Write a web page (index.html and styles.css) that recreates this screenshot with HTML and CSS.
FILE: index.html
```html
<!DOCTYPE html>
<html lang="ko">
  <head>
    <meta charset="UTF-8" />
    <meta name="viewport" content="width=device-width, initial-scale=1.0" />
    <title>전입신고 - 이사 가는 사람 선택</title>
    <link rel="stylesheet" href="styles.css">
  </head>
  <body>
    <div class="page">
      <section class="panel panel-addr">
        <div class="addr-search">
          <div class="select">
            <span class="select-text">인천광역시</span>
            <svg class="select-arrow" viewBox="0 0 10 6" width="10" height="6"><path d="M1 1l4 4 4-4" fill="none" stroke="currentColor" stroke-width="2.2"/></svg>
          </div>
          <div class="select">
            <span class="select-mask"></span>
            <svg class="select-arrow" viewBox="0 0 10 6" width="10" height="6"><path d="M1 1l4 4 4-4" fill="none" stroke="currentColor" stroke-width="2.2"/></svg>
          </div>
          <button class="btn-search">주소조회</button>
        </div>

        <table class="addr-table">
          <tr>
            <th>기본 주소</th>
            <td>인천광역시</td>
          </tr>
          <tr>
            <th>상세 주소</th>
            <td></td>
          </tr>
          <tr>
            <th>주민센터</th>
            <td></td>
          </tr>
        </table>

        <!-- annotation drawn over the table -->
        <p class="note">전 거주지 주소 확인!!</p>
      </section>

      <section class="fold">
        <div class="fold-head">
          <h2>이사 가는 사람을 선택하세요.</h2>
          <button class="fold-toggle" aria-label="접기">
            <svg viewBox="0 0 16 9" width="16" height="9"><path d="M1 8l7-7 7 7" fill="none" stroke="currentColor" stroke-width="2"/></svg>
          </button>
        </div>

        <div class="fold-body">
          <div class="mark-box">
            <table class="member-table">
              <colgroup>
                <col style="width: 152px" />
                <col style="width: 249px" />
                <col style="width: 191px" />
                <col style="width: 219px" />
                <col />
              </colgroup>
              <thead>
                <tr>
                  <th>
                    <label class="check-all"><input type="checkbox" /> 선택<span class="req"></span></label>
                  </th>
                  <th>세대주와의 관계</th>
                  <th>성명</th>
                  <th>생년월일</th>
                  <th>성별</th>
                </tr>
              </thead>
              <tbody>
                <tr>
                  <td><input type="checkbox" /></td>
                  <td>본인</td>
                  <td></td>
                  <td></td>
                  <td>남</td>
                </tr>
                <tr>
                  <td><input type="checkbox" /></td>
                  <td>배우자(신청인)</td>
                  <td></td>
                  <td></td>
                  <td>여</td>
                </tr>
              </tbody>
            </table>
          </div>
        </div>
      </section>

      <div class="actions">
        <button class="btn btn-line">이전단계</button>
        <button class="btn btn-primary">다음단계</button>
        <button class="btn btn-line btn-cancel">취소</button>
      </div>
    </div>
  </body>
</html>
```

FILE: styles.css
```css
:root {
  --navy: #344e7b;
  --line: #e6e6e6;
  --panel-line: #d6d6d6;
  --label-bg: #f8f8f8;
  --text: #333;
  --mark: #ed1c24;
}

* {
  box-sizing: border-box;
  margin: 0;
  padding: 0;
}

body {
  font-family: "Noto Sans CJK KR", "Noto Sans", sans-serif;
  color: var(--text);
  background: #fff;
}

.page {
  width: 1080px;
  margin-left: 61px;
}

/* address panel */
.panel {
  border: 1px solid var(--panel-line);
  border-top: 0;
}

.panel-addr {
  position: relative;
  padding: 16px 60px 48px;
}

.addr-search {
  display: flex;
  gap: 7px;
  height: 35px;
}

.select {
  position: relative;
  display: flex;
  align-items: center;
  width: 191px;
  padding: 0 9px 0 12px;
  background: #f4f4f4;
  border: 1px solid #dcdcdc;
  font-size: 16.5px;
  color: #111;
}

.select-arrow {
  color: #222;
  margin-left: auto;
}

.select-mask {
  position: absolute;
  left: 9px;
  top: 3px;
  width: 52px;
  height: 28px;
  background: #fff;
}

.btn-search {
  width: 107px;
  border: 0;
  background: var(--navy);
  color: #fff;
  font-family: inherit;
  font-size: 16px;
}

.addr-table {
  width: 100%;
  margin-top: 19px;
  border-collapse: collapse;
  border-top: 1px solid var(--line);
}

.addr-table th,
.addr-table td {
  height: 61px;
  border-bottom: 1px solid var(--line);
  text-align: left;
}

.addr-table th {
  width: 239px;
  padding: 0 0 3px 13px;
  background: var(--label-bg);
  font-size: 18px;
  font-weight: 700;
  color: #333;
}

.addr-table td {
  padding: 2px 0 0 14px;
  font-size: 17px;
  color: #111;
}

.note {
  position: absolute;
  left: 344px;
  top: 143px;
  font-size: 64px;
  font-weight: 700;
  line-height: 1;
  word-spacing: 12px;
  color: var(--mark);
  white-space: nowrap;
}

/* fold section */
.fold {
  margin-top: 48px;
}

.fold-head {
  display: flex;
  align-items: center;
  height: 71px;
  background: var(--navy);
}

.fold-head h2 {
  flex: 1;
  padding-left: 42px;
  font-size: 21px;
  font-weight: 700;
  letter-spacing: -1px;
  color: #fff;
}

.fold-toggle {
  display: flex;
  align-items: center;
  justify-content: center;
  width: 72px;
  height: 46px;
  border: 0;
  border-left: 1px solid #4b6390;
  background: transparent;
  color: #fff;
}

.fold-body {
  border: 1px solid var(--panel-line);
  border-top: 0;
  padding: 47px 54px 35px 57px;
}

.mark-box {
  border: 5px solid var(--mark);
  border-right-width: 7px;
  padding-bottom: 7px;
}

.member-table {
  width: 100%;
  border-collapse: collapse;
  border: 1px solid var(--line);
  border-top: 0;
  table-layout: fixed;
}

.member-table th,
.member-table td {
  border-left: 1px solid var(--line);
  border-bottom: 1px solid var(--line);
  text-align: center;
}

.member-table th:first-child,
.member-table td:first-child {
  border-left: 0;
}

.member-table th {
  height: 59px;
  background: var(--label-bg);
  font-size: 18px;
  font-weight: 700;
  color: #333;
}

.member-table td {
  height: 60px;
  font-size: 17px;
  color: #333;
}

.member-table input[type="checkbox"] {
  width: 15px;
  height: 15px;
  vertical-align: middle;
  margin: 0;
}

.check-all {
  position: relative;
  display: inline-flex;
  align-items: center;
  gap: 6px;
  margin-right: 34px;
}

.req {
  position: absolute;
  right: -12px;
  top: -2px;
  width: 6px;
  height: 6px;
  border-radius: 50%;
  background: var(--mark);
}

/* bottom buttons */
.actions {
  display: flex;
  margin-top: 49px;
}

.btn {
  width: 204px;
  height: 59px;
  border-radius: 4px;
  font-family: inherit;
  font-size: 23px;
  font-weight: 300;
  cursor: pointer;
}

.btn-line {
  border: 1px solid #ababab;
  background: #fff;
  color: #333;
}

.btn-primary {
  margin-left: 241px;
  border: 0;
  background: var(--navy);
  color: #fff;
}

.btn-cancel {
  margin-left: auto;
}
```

• • •

— Task requirements —
Copy out the full listing exactly.

— Response to this exercise —
Write a web page (index.html and styles.css) that recreates this screenshot with HTML and CSS.
FILE: index.html
```html
<!DOCTYPE html>
<html lang="ko">
  <head>
    <meta charset="UTF-8" />
    <meta name="viewport" content="width=device-width, initial-scale=1.0" />
    <title>전입신고 - 이사 가는 사람 선택</title>
    <link rel="stylesheet" href="styles.css">
  </head>
  <body>
    <div class="page">
      <section class="panel panel-addr">
        <div class="addr-search">
          <div class="select">
            <span class="select-text">인천광역시</span>
            <svg class="select-arrow" viewBox="0 0 10 6" width="10" height="6"><path d="M1 1l4 4 4-4" fill="none" stroke="currentColor" stroke-width="2.2"/></svg>
          </div>
          <div class="select">
            <span class="select-mask"></span>
            <svg class="select-arrow" viewBox="0 0 10 6" width="10" height="6"><path d="M1 1l4 4 4-4" fill="none" stroke="currentColor" stroke-width="2.2"/></svg>
          </div>
          <button class="btn-search">주소조회</button>
        </div>

        <table class="addr-table">
          <tr>
            <th>기본 주소</th>
            <td>인천광역시</td>
          </tr>
          <tr>
            <th>상세 주소</th>
            <td></td>
          </tr>
          <tr>
            <th>주민센터</th>
            <td></td>
          </tr>
        </table>

        <!-- annotation drawn over the table -->
        <p class="note">전 거주지 주소 확인!!</p>
      </section>

      <section class="fold">
        <div class="fold-head">
          <h2>이사 가는 사람을 선택하세요.</h2>
          <button class="fold-toggle" aria-label="접기">
            <svg viewBox="0 0 16 9" width="16" height="9"><path d="M1 8l7-7 7 7" fill="none" stroke="currentColor" stroke-width="2"/></svg>
          </button>
        </div>

        <div class="fold-body">
          <div class="mark-box">
            <table class="member-table">
              <colgroup>
                <col style="width: 152px" />
                <col style="width: 249px" />
                <col style="width: 191px" />
                <col style="width: 219px" />
                <col />
              </colgroup>
              <thead>
                <tr>
                  <th>
                    <label class="check-all"><input type="checkbox" /> 선택<span class="req"></span></label>
                  </th>
                  <th>세대주와의 관계</th>
                  <th>성명</th>
                  <th>생년월일</th>
                  <th>성별</th>
                </tr>
              </thead>
              <tbody>
                <tr>
                  <td><input type="checkbox" /></td>
                  <td>본인</td>
                  <td></td>
                  <td></td>
                  <td>남</td>
                </tr>
                <tr>
                  <td><input type="checkbox" /></td>
                  <td>배우자(신청인)</td>
                  <td></td>
                  <td></td>
                  <td>여</td>
                </tr>
              </tbody>
            </table>
          </div>
        </div>
      </section>

      <div class="actions">
        <button class="btn btn-line">이전단계</button>
        <button class="btn btn-primary">다음단계</button>
        <button class="btn btn-line btn-cancel">취소</button>
      </div>
    </div>
  </body>
</html>
```

FILE: styles.css
```css
:root {
  --navy: #344e7b;
  --line: #e6e6e6;
  --panel-line: #d6d6d6;
  --label-bg: #f8f8f8;
  --text: #333;
  --mark: #ed1c24;
}

* {
  box-sizing: border-box;
  margin: 0;
  padding: 0;
}

body {
  font-family: "Noto Sans CJK KR", "Noto Sans", sans-serif;
  color: var(--text);
  background: #fff;
}

.page {
  width: 1080px;
  margin-left: 61px;
}

/* address panel */
.panel {
  border: 1px solid var(--panel-line);
  border-top: 0;
}

.panel-addr {
  position: relative;
  padding: 16px 60px 48px;
}

.addr-search {
  display: flex;
  gap: 7px;
  height: 35px;
}

.select {
  position: relative;
  display: flex;
  align-items: center;
  width: 191px;
  padding: 0 9px 0 12px;
  background: #f4f4f4;
  border: 1px solid #dcdcdc;
  font-size: 16.5px;
  color: #111;
}

.select-arrow {
  color: #222;
  margin-left: auto;
}

.select-mask {
  position: absolute;
  left: 9px;
  top: 3px;
  width: 52px;
  height: 28px;
  background: #fff;
}

.btn-search {
  width: 107px;
  border: 0;
  background: var(--navy);
  color: #fff;
  font-family: inherit;
  font-size: 16px;
}

.addr-table {
  width: 100%;
  margin-top: 19px;
  border-collapse: collapse;
  border-top: 1px solid var(--line);
}

.addr-table th,
.addr-table td {
  height: 61px;
  border-bottom: 1px solid var(--line);
  text-align: left;
}

.addr-table th {
  width: 239px;
  padding: 0 0 3px 13px;
  background: var(--label-bg);
  font-size: 18px;
  font-weight: 700;
  color: #333;
}

.addr-table td {
  padding: 2px 0 0 14px;
  font-size: 17px;
  color: #111;
}

.note {
  position: absolute;
  left: 344px;
  top: 143px;
  font-size: 64px;
  font-weight: 700;
  line-height: 1;
  word-spacing: 12px;
  color: var(--mark);
  white-space: nowrap;
}

/* fold section */
.fold {
  margin-top: 48px;
}

.fold-head {
  display: flex;
  align-items: center;
  height: 71px;
  background: var(--navy);
}

.fold-head h2 {
  flex: 1;
  padding-left: 42px;
  font-size: 21px;
  font-weight: 700;
  letter-spacing: -1px;
  color: #fff;
}

.fold-toggle {
  display: flex;
  align-items: center;
  justify-content: center;
  width: 72px;
  height: 46px;
  border: 0;
  border-left: 1px solid #4b6390;
  background: transparent;
  color: #fff;
}

.fold-body {
  border: 1px solid var(--panel-line);
  border-top: 0;
  padding: 47px 54px 35px 57px;
}

.mark-box {
  border: 5px solid var(--mark);
  border-right-width: 7px;
  padding-bottom: 7px;
}

.member-table {
  width: 100%;
  border-collapse: collapse;
  border: 1px solid var(--line);
  border-top: 0;
  table-layout: fixed;
}

.member-table th,
.member-table td {
  border-left: 1px solid var(--line);
  border-bottom: 1px solid var(--line);
  text-align: center;
}

.member-table th:first-child,
.member-table td:first-child {
  border-left: 0;
}

.member-table th {
  height: 59px;
  background: var(--label-bg);
  font-size: 18px;
  font-weight: 700;
  color: #333;
}

.member-table td {
  height: 60px;
  font-size: 17px;
  color: #333;
}

.member-table input[type="checkbox"] {
  width: 15px;
  height: 15px;
  vertical-align: middle;
  margin: 0;
}

.check-all {
  position: relative;
  display: inline-flex;
  align-items: center;
  gap: 6px;
  margin-right: 34px;
}

.req {
  position: absolute;
  right: -12px;
  top: -2px;
  width: 6px;
  height: 6px;
  border-radius: 50%;
  background: var(--mark);
}

/* bottom buttons */
.actions {
  display: flex;
  margin-top: 49px;
}

.btn {
  width: 204px;
  height: 59px;
  border-radius: 4px;
  font-family: inherit;
  font-size: 23px;
  font-weight: 300;
  cursor: pointer;
}

.btn-line {
  border: 1px solid #ababab;
  background: #fff;
  color: #333;
}

.btn-primary {
  margin-left: 241px;
  border: 0;
  background: var(--navy);
  color: #fff;
}

.btn-cancel {
  margin-left: auto;
}
```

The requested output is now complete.